DATASET RECORDS:
————————

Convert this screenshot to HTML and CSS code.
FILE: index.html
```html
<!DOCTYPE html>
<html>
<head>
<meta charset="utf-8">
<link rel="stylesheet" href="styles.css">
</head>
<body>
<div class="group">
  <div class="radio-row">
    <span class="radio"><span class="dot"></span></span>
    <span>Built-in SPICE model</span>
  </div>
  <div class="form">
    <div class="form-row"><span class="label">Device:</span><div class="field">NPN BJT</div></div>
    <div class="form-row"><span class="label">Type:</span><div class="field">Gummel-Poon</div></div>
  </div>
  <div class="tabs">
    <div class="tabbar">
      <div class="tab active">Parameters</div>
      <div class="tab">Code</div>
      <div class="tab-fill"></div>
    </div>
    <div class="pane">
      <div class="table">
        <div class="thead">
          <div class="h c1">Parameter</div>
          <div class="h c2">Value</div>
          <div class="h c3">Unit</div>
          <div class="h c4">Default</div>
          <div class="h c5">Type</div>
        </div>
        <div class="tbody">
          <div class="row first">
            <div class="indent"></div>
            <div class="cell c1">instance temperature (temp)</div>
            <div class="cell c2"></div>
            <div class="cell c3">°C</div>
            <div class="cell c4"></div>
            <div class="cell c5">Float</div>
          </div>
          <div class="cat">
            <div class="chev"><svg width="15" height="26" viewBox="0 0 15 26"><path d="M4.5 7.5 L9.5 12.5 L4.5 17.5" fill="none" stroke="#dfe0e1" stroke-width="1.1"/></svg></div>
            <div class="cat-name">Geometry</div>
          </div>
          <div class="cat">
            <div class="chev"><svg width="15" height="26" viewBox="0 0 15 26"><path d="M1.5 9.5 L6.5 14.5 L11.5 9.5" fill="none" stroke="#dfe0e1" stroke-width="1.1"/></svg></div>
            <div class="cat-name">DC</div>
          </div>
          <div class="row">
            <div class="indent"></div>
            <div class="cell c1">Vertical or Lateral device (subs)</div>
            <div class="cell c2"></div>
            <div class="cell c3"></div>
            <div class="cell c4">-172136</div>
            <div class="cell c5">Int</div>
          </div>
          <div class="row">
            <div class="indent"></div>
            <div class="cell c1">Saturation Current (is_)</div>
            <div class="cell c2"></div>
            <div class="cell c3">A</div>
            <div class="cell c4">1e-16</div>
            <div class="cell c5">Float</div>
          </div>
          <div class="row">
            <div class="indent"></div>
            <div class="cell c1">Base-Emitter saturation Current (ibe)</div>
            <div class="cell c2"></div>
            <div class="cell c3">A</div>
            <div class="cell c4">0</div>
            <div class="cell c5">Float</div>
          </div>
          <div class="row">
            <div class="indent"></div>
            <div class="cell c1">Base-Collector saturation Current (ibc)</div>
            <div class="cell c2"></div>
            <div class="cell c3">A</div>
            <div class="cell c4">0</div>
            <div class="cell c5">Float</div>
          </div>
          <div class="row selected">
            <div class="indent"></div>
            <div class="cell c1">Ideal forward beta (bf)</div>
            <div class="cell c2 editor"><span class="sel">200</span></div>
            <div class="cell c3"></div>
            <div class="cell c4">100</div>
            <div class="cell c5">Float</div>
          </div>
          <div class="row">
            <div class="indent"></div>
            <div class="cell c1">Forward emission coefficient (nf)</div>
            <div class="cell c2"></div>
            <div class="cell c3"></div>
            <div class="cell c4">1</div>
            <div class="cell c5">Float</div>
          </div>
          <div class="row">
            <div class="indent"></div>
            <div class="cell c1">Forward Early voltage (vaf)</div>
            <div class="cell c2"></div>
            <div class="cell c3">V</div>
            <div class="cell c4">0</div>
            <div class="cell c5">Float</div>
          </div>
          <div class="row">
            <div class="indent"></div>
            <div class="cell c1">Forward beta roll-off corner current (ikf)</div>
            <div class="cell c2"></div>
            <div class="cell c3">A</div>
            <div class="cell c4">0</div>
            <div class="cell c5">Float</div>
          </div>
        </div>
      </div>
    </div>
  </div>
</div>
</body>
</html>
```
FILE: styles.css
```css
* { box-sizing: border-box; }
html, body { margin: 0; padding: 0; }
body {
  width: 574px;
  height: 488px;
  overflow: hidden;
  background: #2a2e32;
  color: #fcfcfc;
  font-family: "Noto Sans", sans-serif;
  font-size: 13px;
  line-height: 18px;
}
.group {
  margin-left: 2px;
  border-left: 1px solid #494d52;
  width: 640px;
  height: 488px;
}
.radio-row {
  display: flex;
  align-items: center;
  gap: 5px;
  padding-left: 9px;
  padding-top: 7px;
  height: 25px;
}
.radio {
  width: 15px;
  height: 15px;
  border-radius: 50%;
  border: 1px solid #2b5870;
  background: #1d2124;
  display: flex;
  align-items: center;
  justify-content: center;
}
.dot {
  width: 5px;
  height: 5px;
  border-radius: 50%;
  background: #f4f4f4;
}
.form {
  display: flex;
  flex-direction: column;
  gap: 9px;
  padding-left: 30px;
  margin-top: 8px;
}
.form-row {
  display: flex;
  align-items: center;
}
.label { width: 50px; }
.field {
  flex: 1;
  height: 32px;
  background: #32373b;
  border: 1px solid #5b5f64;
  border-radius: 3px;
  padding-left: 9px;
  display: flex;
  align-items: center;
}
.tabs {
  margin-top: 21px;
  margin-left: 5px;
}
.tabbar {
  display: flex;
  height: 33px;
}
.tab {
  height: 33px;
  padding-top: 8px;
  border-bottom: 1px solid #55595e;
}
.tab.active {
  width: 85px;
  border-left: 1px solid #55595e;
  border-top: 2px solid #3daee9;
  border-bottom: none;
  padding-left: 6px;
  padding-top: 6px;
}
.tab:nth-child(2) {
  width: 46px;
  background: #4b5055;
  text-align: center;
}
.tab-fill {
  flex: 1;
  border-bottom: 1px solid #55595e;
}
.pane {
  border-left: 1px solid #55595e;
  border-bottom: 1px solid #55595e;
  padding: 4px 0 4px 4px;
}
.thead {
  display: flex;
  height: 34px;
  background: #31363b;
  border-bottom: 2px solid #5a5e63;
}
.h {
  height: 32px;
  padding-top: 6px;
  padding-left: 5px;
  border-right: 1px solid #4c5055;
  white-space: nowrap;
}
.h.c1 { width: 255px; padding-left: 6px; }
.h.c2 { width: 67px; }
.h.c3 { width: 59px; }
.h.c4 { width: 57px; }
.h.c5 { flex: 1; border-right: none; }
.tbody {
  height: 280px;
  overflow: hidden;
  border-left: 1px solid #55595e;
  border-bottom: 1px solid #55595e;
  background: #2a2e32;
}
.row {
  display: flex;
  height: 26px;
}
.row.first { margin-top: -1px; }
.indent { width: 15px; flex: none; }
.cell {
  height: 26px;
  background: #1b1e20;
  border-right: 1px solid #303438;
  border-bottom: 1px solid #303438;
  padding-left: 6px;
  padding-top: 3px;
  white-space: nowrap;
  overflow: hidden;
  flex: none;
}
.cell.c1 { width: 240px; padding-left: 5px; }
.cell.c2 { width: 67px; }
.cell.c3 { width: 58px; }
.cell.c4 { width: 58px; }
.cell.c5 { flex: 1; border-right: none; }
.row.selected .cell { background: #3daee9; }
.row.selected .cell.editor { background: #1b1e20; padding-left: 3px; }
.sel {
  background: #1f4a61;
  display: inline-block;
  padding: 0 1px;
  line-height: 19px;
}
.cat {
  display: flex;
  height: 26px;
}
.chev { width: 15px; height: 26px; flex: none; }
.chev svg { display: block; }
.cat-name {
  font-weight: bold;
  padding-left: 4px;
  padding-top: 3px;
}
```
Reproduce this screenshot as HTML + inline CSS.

————————

TASK DIRECTIONS:
Pull out every line containing "inline".

EXPECTED ANSWER:
  display: inline-block;
Reproduce this screenshot as HTML + inline CSS.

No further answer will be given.